Published in PC Hardware

Asus and Gigabyte provide support for Ryzen 5000 series support

by on15 November 2021


A320 users have an upgrade path

Asus and Gigabyte have enabled Ryzen 5000 series support on many of their A320 boards.

According to Toms Hardware, this means A320 users have an upgrade path that could bring large performance gains while skipping the need to buy a new motherboard.

The A320 was a cheap and cheerful chipset with little, if any, VRM cooling and lacking the connectivity and features of B350 and X370 boards. But because Zen architecture was so low power it was possible to run a Ryzen 1700 with a high-end GPU and not lose much performance.

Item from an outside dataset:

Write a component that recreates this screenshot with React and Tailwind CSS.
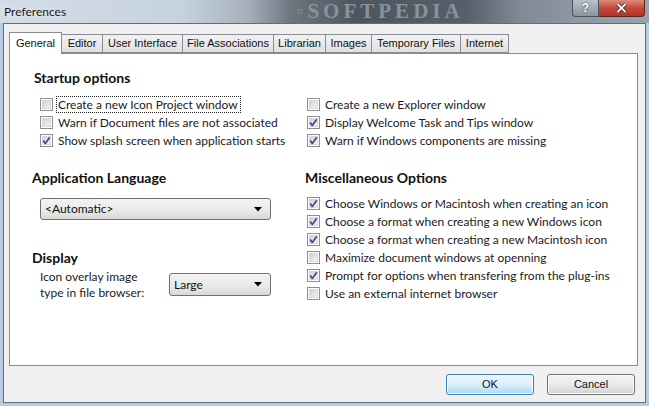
import React from "react";

const body = { fontFamily: "Lato, 'Open Sans', sans-serif" };
const sys = { fontFamily: "'Liberation Sans', Arial, sans-serif" };

function Box({ checked }) {
  return (
    <svg width="13" height="13" viewBox="0 0 13 13" className="shrink-0">
      <defs>
        <linearGradient id="cbg" x1="0" y1="0" x2="1" y2="1">
          <stop offset="0" stopColor="#cfd0d2" />
          <stop offset="1" stopColor="#f4f4f4" />
        </linearGradient>
      </defs>
      <rect x="0.5" y="0.5" width="12" height="12" fill="#ffffff" stroke="#8e8f8f" />
      <rect x="2.5" y="2.5" width="8" height="8" fill="url(#cbg)" stroke="#d6d8db" />
      {checked && (
        <path d="M3.2 6.6 L5.3 9.4 L9.8 3.2" fill="none" stroke="#3a4a8e" strokeWidth="1.7" strokeLinejoin="round" />
      )}
    </svg>
  );
}

function Check({ checked, label, focus }) {
  return (
    <div className="flex items-center h-[18px] gap-[5px]">
      <Box checked={checked} />
      <span
        className={
          "text-[12px] leading-[15px] text-[#1b1b1b] whitespace-nowrap " +
          (focus ? "outline-1 outline-dotted outline-[#222] -ml-[1px] pl-[1px] pr-[2px]" : "")
        }
      >
        {label}
      </span>
    </div>
  );
}

function Select({ value, className }) {
  return (
    <div
      className={
        "flex items-center justify-between rounded-[3px] border border-[#707070] bg-gradient-to-b from-[#f3f3f3] via-[#ebebeb] to-[#d9d9d9] pl-[4px] pr-[8px] " +
        className
      }
    >
      <span className="text-[12px] text-[#111]">{value}</span>
      <svg width="8" height="5" viewBox="0 0 8 5">
        <path d="M0 0 H8 L4 4.5 Z" fill="#000" />
      </svg>
    </div>
  );
}

const tabs = [
  ["General", 53],
  ["Editor", 41],
  ["User Interface", 80],
  ["File Associations", 91],
  ["Librarian", 52],
  ["Images", 46],
  ["Temporary Files", 89],
  ["Internet", 48],
];

const head = "h-[17px] text-[14px] font-bold text-[#111] leading-[17px] whitespace-nowrap";

export default function App() {
  return (
    <div
      className="w-[649px] h-[406px] overflow-hidden relative flex flex-col bg-[#b6cbe0]"
      style={body}
    >
      {/* title bar */}
      <div className="h-[23px] shrink-0 relative bg-[linear-gradient(90deg,#d3dde7_0%,#c6d2de_28%,#a6b1bc_38%,#6c757e_45%,#4c565f_55%,#56606a_72%,#7f8a95_80%,#8e9aa6_90%,#96a4b1_100%)]">
        <span className="absolute left-[4px] top-[3px] text-[12px] text-[#1a1a1a] [text-shadow:0_0_6px_#ffffff]">
          Preferences
        </span>
        <span
          className="absolute left-[296px] top-[1px] text-[21px] leading-[21px] tracking-[4px] text-[#8a9299] font-bold"
          style={{ fontFamily: "'Liberation Serif', serif" }}
        >
          ◦SOFTPEDIA
        </span>
        <div className="absolute left-[572px] top-0 w-[27px] h-[17px] rounded-bl-[4px] border border-t-0 border-[#4b545c] bg-gradient-to-b from-[#b8c2cb] to-[#8a959f] flex items-center justify-center">
          <span className="text-[12px] font-bold text-white [text-shadow:0_0_2px_#333] leading-none" style={sys}>?</span>
        </div>
        <div className="absolute left-[599px] top-0 w-[46px] h-[17px] rounded-br-[4px] border border-t-0 border-l-0 border-[#5a2520] bg-gradient-to-b from-[#e08b7d] via-[#c7483a] to-[#b33224] flex items-center justify-center">
          <svg width="11" height="10" viewBox="0 0 11 10">
            <path d="M1.5 1 L9.5 9 M9.5 1 L1.5 9" stroke="#3a1a16" strokeWidth="3.4" />
            <path d="M1.5 1 L9.5 9 M9.5 1 L1.5 9" stroke="#ffffff" strokeWidth="1.8" />
          </svg>
        </div>
      </div>

      {/* client */}
      <div className="flex-1 flex px-[3px] pb-[3px]">
        <div className="flex-1 border border-[#646c75] bg-[#f0f0f0] flex flex-col pl-[5px] pt-[8px]">
          {/* tabs */}
          <div className="flex h-[21px] items-end relative z-10" style={sys}>
            {tabs.map(([t, w], i) =>
              i === 0 ? (
                <div
                  key={t}
                  style={{ width: w }}
                  className="h-[22px] -mb-[1px] bg-white border border-b-0 border-[#898c95] flex items-center justify-center text-[11px] text-[#111] pb-[1px]"
                >
                  {t}
                </div>
              ) : (
                <div
                  key={t}
                  style={{ width: w }}
                  className="h-[19px] bg-gradient-to-b from-[#f2f2f2] to-[#e1e1e1] border border-l-0 border-[#898c95] flex items-center justify-center text-[11px] text-[#111]"
                >
                  {t}
                </div>
              )
            )}
          </div>
          {/* panel */}
          <div className="w-[629px] h-[313px] bg-white border border-[#898c95] grid grid-cols-[272px_1fr]">
            {/* left column */}
            <div className="pl-[22px] flex flex-col">
              <div className={"mt-[15px] ml-[2px] " + head}>Startup options</div>
              <div className="mt-[9px] pl-[8px] flex flex-col">
                <Check label="Create a new Icon Project window" focus />
                <Check label="Warn if Document files are not associated" />
                <Check label="Show splash screen when application starts" checked />
              </div>
              <div className={"mt-[20px] " + head}>Application Language</div>
              <Select value="<Automatic>" className="mt-[12px] ml-[8px] w-[231px] h-[22px]" />
              <div className={"mt-[29px] " + head}>Display</div>
              <div className="mt-[3px] pl-[8px] flex items-start">
                <div className="text-[12px] leading-[16px] text-[#1b1b1b] w-[129px]">
                  Icon overlay image
                  <br />
                  type in file browser:
                </div>
                <Select value="Large" className="mt-[4px] w-[102px] h-[23px] pl-[3px]" />
              </div>
            </div>
            {/* right column */}
            <div className="pl-[23px] flex flex-col">
              <div className="mt-[41px] pl-[2px] flex flex-col">
                <Check label="Create a new Explorer window" />
                <Check label="Display Welcome Task and Tips window" checked />
                <Check label="Warn if Windows components are missing" checked />
              </div>
              <div className={"mt-[20px] " + head}>Miscellaneous Options</div>
              <div className="mt-[8px] pl-[2px] flex flex-col">
                <Check label="Choose Windows or Macintosh when creating an icon" checked />
                <Check label="Choose a format when creating a new Windows icon" checked />
                <Check label="Choose a format when creating a new Macintosh icon" checked />
                <Check label="Maximize document windows at openning" />
                <Check label="Prompt for options when transfering from the plug-ins" checked />
                <Check label="Use an external internet browser" />
              </div>
            </div>
          </div>
          {/* buttons */}
          <div className="flex justify-end gap-[13px] pr-[10px] mt-[8px]" style={sys}>
            <button className="w-[88px] h-[21px] rounded-[3px] border border-[#3c7fb1] bg-gradient-to-b from-[#eaf6fd] via-[#d9f0fc] to-[#a7d9f5] text-[11px] text-[#111] shadow-[inset_0_0_0_1px_#ffffff]">
              OK
            </button>
            <button className="w-[88px] h-[21px] rounded-[3px] border border-[#707070] bg-gradient-to-b from-[#f2f2f2] via-[#ebebeb] to-[#d1d1d1] text-[11px] text-[#111] shadow-[inset_0_0_0_1px_#fcfcfc]">
              Cancel
            </button>
          </div>
        </div>
      </div>
    </div>
  );
}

The way to keep the cost of the boards down was to incorporate low capacity BIOS chips. Given the huge number of AM4 CPUs, not all of them can be supported.

This change does mean that the manufacturers appear to have dropped support for Bristol Ridge processors. These are pre-Ryzen AM4 APUs so it’s unlikely that support for them will be missed.

With their strong integrated graphics performance, dropping a Ryzen 5 5600G or Ryzen 7 5700G into an A320 board would provide a big step up for gamers on a budget.

Basically, this means that a gamer on a budget could upgrade to a Ryzen 5000 CPU with 32GB of RAM. Throw in whatever GPU you have laying around and you’ll have a capable little gaming machine.

While many boards even support the Ryzen 9 5950X processor it is probably a bit daring as having a 16-core processor paired with a board with no VRM cooling probably means that you have to have the fire department on speed dial.

Still with a 65W class CPU like rather good Ryzen 5 5600X should be a rather good machine.

Some A320 boards have not added support for Ryzen 5000, so it is important to check the support page for your motherboard to see if there’s a BIOS update that includes 5000 series support.